Output the data word for word, dropping every image.
** start of Recorded information **
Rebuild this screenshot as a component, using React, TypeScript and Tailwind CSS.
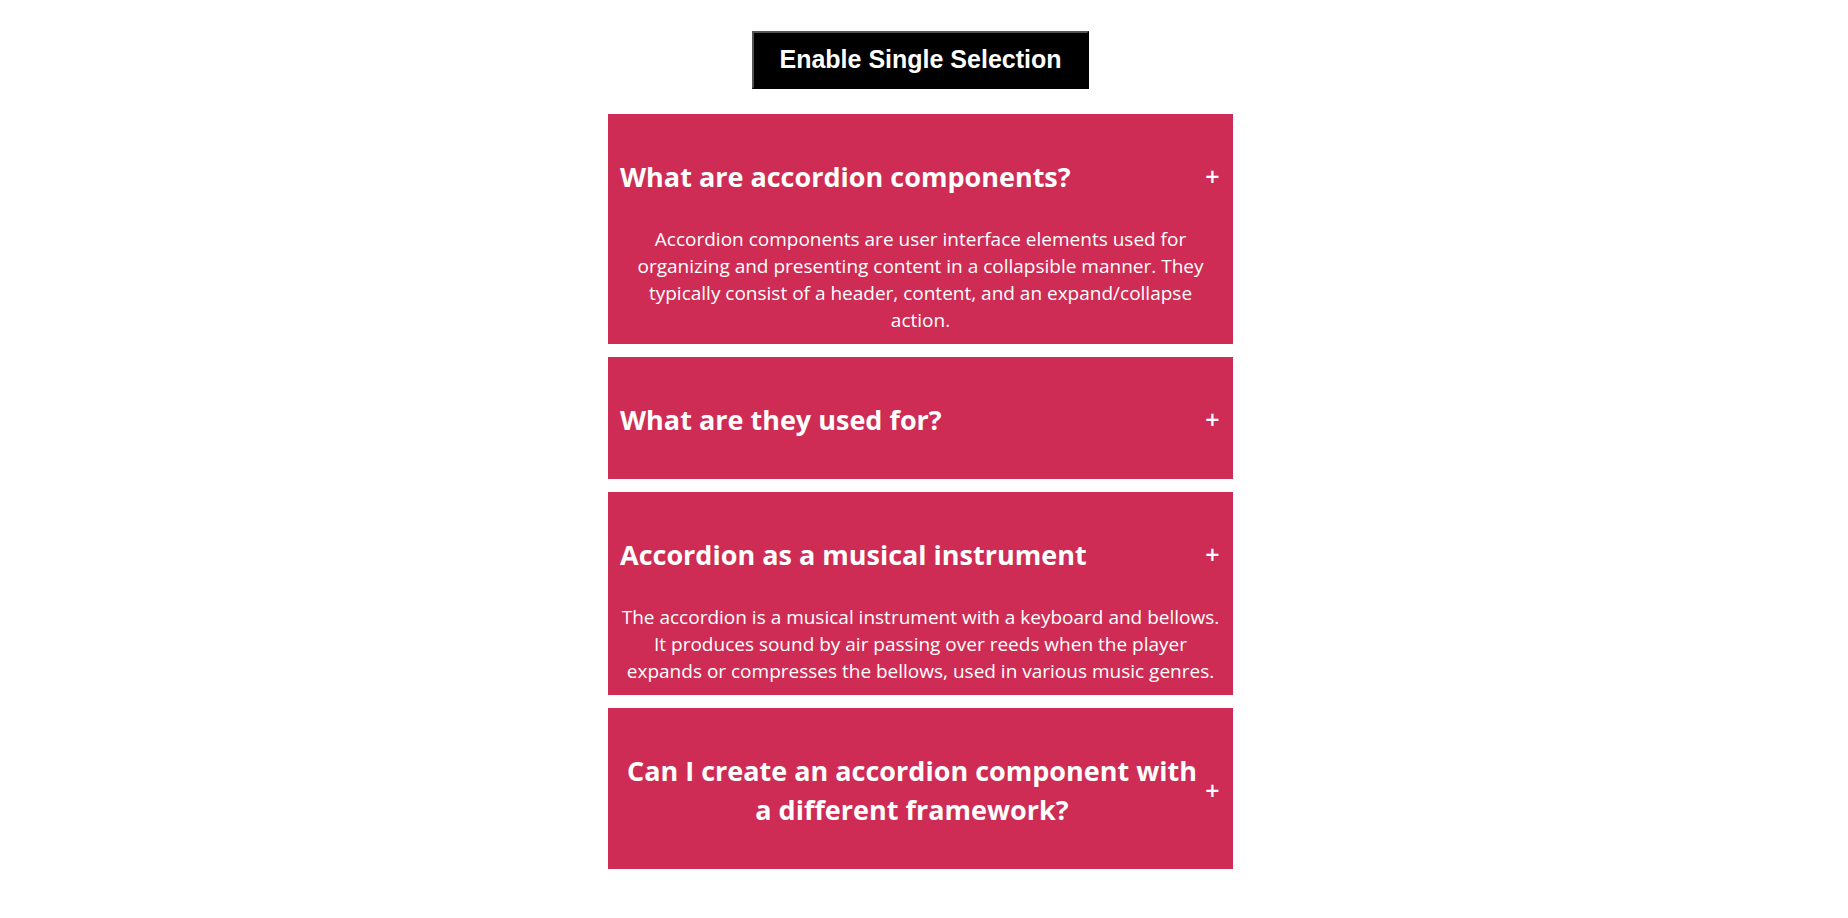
import { useState } from "react";

type Item = { id: string; question: string; answer: string };

const items: Item[] = [
  {
    id: "components",
    question: "What are accordion components?",
    answer:
      "Accordion components are user interface elements used for organizing and presenting content in a collapsible manner. They typically consist of a header, content, and an expand/collapse action.",
  },
  {
    id: "usage",
    question: "What are they used for?",
    answer:
      "They are employed in various contexts, including FAQs, product descriptions, settings menus, and data tables, to save screen space and improve user experience.",
  },
  {
    id: "instrument",
    question: "Accordion as a musical instrument",
    answer:
      "The accordion is a musical instrument with a keyboard and bellows. It produces sound by air passing over reeds when the player expands or compresses the bellows, used in various music genres.",
  },
  {
    id: "framework",
    question: "Can I create an accordion component with a different framework?",
    answer:
      "Yes, of course, it is very possible to create an accordion component with another framework.",
  },
];

type PanelProps = { item: Item; open: boolean; onToggle: () => void };

function Panel({ item, open, onToggle }: PanelProps) {
  return (
    <section className="bg-[#ce2c54] px-3 pt-[14px] pb-[10px]">
      <h2>
        <button
          type="button"
          aria-expanded={open}
          aria-controls={`${item.id}-answer`}
          onClick={onToggle}
          className="flex w-full cursor-pointer items-center justify-between pt-[29px] pb-[30px]"
        >
          <span className="text-center text-[27px] leading-[39px] font-bold">{item.question}</span>
          <span className="w-[17px] shrink-0 text-center text-[25px] leading-[39px] font-semibold">+</span>
        </button>
      </h2>
      <div id={`${item.id}-answer`} hidden={!open} className="text-center text-[19px] leading-[27px]">
        {item.answer}
      </div>
    </section>
  );
}

export default function App() {
  const [single, setSingle] = useState(false);
  const [open, setOpen] = useState<string[]>(["components", "instrument"]);

  const toggle = (id: string) =>
    setOpen((current) => {
      if (current.includes(id)) return current.filter((other) => other !== id);
      return single ? [id] : [...current, id];
    });

  return (
    <main className="flex flex-col items-center gap-[25px] bg-white pt-[31px] pr-[7px] pb-12 font-['Open_Sans','Noto_Sans',sans-serif] text-white">
      <button
        type="button"
        aria-pressed={single}
        onClick={() => setSingle(!single)}
        className="cursor-pointer border-2 border-t-[#555] border-r-black border-b-black border-l-[#555] bg-black px-[25px] pt-[11px] pb-[13px] font-['Liberation_Sans',Arial,sans-serif] text-[25px] leading-[30px] font-bold"
      >
        Enable Single Selection
      </button>
      <div className="flex w-full max-w-[625px] flex-col gap-[13px]">
        {items.map((item) => (
          <Panel key={item.id} item={item} open={open.includes(item.id)} onToggle={() => toggle(item.id)} />
        ))}
      </div>
    </main>
  );
}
** end of Recorded information **
Output -
Rebuild this screenshot as a component, using React, TypeScript and Tailwind CSS.
import { useState } from "react";

type Item = { id: string; question: string; answer: string };

const items: Item[] = [
  {
    id: "components",
    question: "What are accordion components?",
    answer:
      "Accordion components are user interface elements used for organizing and presenting content in a collapsible manner. They typically consist of a header, content, and an expand/collapse action.",
  },
  {
    id: "usage",
    question: "What are they used for?",
    answer:
      "They are employed in various contexts, including FAQs, product descriptions, settings menus, and data tables, to save screen space and improve user experience.",
  },
  {
    id: "instrument",
    question: "Accordion as a musical instrument",
    answer:
      "The accordion is a musical instrument with a keyboard and bellows. It produces sound by air passing over reeds when the player expands or compresses the bellows, used in various music genres.",
  },
  {
    id: "framework",
    question: "Can I create an accordion component with a different framework?",
    answer:
      "Yes, of course, it is very possible to create an accordion component with another framework.",
  },
];

type PanelProps = { item: Item; open: boolean; onToggle: () => void };

function Panel({ item, open, onToggle }: PanelProps) {
  return (
    <section className="bg-[#ce2c54] px-3 pt-[14px] pb-[10px]">
      <h2>
        <button
          type="button"
          aria-expanded={open}
          aria-controls={`${item.id}-answer`}
          onClick={onToggle}
          className="flex w-full cursor-pointer items-center justify-between pt-[29px] pb-[30px]"
        >
          <span className="text-center text-[27px] leading-[39px] font-bold">{item.question}</span>
          <span className="w-[17px] shrink-0 text-center text-[25px] leading-[39px] font-semibold">+</span>
        </button>
      </h2>
      <div id={`${item.id}-answer`} hidden={!open} className="text-center text-[19px] leading-[27px]">
        {item.answer}
      </div>
    </section>
  );
}

export default function App() {
  const [single, setSingle] = useState(false);
  const [open, setOpen] = useState<string[]>(["components", "instrument"]);

  const toggle = (id: string) =>
    setOpen((current) => {
      if (current.includes(id)) return current.filter((other) => other !== id);
      return single ? [id] : [...current, id];
    });

  return (
    <main className="flex flex-col items-center gap-[25px] bg-white pt-[31px] pr-[7px] pb-12 font-['Open_Sans','Noto_Sans',sans-serif] text-white">
      <button
        type="button"
        aria-pressed={single}
        onClick={() => setSingle(!single)}
        className="cursor-pointer border-2 border-t-[#555] border-r-black border-b-black border-l-[#555] bg-black px-[25px] pt-[11px] pb-[13px] font-['Liberation_Sans',Arial,sans-serif] text-[25px] leading-[30px] font-bold"
      >
        Enable Single Selection
      </button>
      <div className="flex w-full max-w-[625px] flex-col gap-[13px]">
        {items.map((item) => (
          <Panel key={item.id} item={item} open={open.includes(item.id)} onToggle={() => toggle(item.id)} />
        ))}
      </div>
    </main>
  );
}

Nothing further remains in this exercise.